begin DATASET SECTION
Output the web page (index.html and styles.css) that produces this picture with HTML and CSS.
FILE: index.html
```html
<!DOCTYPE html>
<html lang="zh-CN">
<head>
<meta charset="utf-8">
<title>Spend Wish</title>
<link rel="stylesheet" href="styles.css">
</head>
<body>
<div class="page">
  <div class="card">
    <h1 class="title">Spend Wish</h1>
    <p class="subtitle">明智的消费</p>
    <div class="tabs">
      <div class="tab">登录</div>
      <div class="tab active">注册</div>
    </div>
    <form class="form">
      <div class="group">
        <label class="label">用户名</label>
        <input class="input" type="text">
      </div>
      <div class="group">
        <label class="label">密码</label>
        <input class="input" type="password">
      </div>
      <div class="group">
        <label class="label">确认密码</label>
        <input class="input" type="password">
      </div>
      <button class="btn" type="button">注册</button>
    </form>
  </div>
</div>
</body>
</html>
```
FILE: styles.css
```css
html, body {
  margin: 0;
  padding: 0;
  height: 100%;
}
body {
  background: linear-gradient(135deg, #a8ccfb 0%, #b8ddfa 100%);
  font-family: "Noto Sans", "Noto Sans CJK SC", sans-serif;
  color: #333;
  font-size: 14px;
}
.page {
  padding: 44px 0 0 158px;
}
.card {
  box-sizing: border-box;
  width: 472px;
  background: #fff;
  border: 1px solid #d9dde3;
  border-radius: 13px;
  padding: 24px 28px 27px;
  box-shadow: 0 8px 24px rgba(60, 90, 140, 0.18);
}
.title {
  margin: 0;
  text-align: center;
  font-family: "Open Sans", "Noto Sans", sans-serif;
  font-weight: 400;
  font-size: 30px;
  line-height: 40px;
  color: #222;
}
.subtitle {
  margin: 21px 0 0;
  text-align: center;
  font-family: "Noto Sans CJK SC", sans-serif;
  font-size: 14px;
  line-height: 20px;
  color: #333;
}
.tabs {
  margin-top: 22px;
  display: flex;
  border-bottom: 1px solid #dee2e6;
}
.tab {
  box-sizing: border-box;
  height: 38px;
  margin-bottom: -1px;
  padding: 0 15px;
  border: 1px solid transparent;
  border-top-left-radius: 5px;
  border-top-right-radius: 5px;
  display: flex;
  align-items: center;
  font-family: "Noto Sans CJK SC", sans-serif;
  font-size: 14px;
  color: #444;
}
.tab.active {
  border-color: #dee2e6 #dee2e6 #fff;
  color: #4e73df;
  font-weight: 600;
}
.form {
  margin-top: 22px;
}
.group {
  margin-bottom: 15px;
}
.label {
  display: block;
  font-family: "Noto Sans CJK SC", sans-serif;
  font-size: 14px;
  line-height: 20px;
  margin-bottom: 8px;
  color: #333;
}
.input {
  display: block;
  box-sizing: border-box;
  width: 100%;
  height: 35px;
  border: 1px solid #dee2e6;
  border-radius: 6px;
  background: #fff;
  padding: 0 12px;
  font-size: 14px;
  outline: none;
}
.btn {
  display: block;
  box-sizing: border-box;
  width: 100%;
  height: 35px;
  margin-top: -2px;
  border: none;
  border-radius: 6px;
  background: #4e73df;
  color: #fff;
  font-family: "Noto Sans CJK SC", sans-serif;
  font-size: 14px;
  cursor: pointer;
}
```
end DATASET SECTION
WHAT YOU WILL DO -> All of the material above needs to be retyped word for word.

RESULT OF THIS EXERCISE ->
Output the web page (index.html and styles.css) that produces this picture with HTML and CSS.
FILE: index.html
```html
<!DOCTYPE html>
<html lang="zh-CN">
<head>
<meta charset="utf-8">
<title>Spend Wish</title>
<link rel="stylesheet" href="styles.css">
</head>
<body>
<div class="page">
  <div class="card">
    <h1 class="title">Spend Wish</h1>
    <p class="subtitle">明智的消费</p>
    <div class="tabs">
      <div class="tab">登录</div>
      <div class="tab active">注册</div>
    </div>
    <form class="form">
      <div class="group">
        <label class="label">用户名</label>
        <input class="input" type="text">
      </div>
      <div class="group">
        <label class="label">密码</label>
        <input class="input" type="password">
      </div>
      <div class="group">
        <label class="label">确认密码</label>
        <input class="input" type="password">
      </div>
      <button class="btn" type="button">注册</button>
    </form>
  </div>
</div>
</body>
</html>
```
FILE: styles.css
```css
html, body {
  margin: 0;
  padding: 0;
  height: 100%;
}
body {
  background: linear-gradient(135deg, #a8ccfb 0%, #b8ddfa 100%);
  font-family: "Noto Sans", "Noto Sans CJK SC", sans-serif;
  color: #333;
  font-size: 14px;
}
.page {
  padding: 44px 0 0 158px;
}
.card {
  box-sizing: border-box;
  width: 472px;
  background: #fff;
  border: 1px solid #d9dde3;
  border-radius: 13px;
  padding: 24px 28px 27px;
  box-shadow: 0 8px 24px rgba(60, 90, 140, 0.18);
}
.title {
  margin: 0;
  text-align: center;
  font-family: "Open Sans", "Noto Sans", sans-serif;
  font-weight: 400;
  font-size: 30px;
  line-height: 40px;
  color: #222;
}
.subtitle {
  margin: 21px 0 0;
  text-align: center;
  font-family: "Noto Sans CJK SC", sans-serif;
  font-size: 14px;
  line-height: 20px;
  color: #333;
}
.tabs {
  margin-top: 22px;
  display: flex;
  border-bottom: 1px solid #dee2e6;
}
.tab {
  box-sizing: border-box;
  height: 38px;
  margin-bottom: -1px;
  padding: 0 15px;
  border: 1px solid transparent;
  border-top-left-radius: 5px;
  border-top-right-radius: 5px;
  display: flex;
  align-items: center;
  font-family: "Noto Sans CJK SC", sans-serif;
  font-size: 14px;
  color: #444;
}
.tab.active {
  border-color: #dee2e6 #dee2e6 #fff;
  color: #4e73df;
  font-weight: 600;
}
.form {
  margin-top: 22px;
}
.group {
  margin-bottom: 15px;
}
.label {
  display: block;
  font-family: "Noto Sans CJK SC", sans-serif;
  font-size: 14px;
  line-height: 20px;
  margin-bottom: 8px;
  color: #333;
}
.input {
  display: block;
  box-sizing: border-box;
  width: 100%;
  height: 35px;
  border: 1px solid #dee2e6;
  border-radius: 6px;
  background: #fff;
  padding: 0 12px;
  font-size: 14px;
  outline: none;
}
.btn {
  display: block;
  box-sizing: border-box;
  width: 100%;
  height: 35px;
  margin-top: -2px;
  border: none;
  border-radius: 6px;
  background: #4e73df;
  color: #fff;
  font-family: "Noto Sans CJK SC", sans-serif;
  font-size: 14px;
  cursor: pointer;
}
```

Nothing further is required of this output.